Explain to students that the convention is an international treaty that promotes and protects the rights of persons with disabilities. Ask students to review the convention and to answer the following questions:
1. What rights does the treaty protect? List at least 10.
- Equality before the law without discrimination
- Right to life, liberty and security of the person
- Equal recognition before the law and legal capacity
- Freedom from torture
- Freedom from exploitation, violence and abuse
- Right to respect physical and mental integrity
- Freedom of movement and nationality
- Right to live in the community
- Freedom of expression and opinion
- Respect for privacy
- Respect for home and the family
- Right to education
- Right to health
- Right to work
- Right to an adequate standard of living
- Right to participate in political and public life
- Right to participate in cultural life
Note that the convention does not establish any new rights. All the rights covered by the convention are already enshrined in the United Nations Charter and the Universal Declaration of Human Rights, but the convention does set out more clearly the obligations of states to not only promote and protect the human rights of PwDs, but to proactively create an “enabling” and prejudice-free environment.
2. Which article calls upon states to combat stereotypes and prejudice and to promote awareness of the capacities of persons with disabilities?
3. Are the terms disability and disabled defined in the convention? Look particularly at Article 2 on Definitions, and line ‘E” of the Preamble.
No, the terms are not defined outright. Defining these terms has turned out to be quite a complex and controversial undertaking.

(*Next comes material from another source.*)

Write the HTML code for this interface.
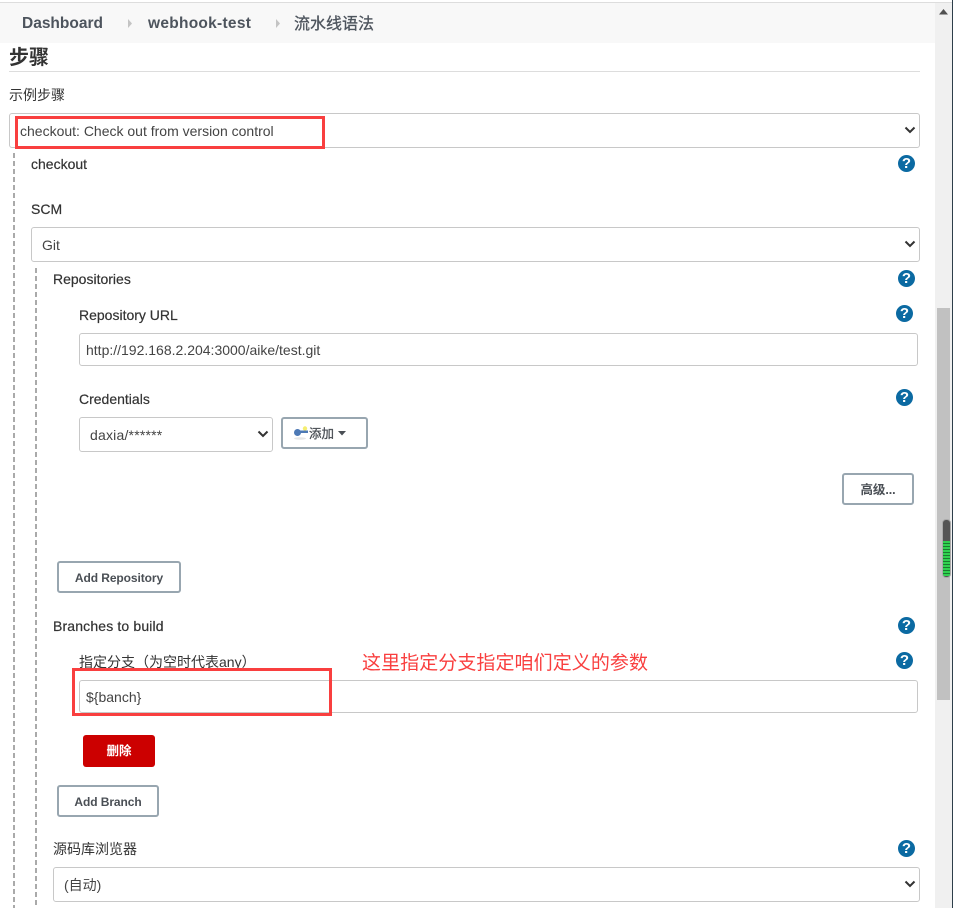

In earlier times, people with disabilities (PwD) were referred to as ‘handicapped’ because they were viewed from the perspective of what they could not do. The evolved thinking and understanding of today sees disability as the intersection between a person’s difficulty (as a result of a physical, cognitive, sensory, or mental impairment) and their environment, which may or may not accommodate them, and the attitudes of the individuals and society around them. Think about the dramatic difference that a simple pair of glasses, a ramp, an individualized learning plan, or a welcoming unprejudiced attitude from a classmate can make in the life of a person with a difficulty. So the focus has shifted away from what PwD cannot do, to what governments, individuals, and society can do to remove obstacles so that opportunities are equalized, so that people with disabilities can live the most fulfilling, productive, and prosperous lives possible. The convention also goes a far way in mainstreaming disability by pointing out that disability is often just part of the human experience, and that almost everyone will experience limitations and/or restrictions due to impairments within the course of their lifetime, especially as we age.
4. What preceding documents is this convention based upon? See line “f” of the Preamble.
The World Programme of Action concerning Disabled Persons (1981) and the Standard Rules on the Equalization of Opportunities for Persons with Disabilities (1993)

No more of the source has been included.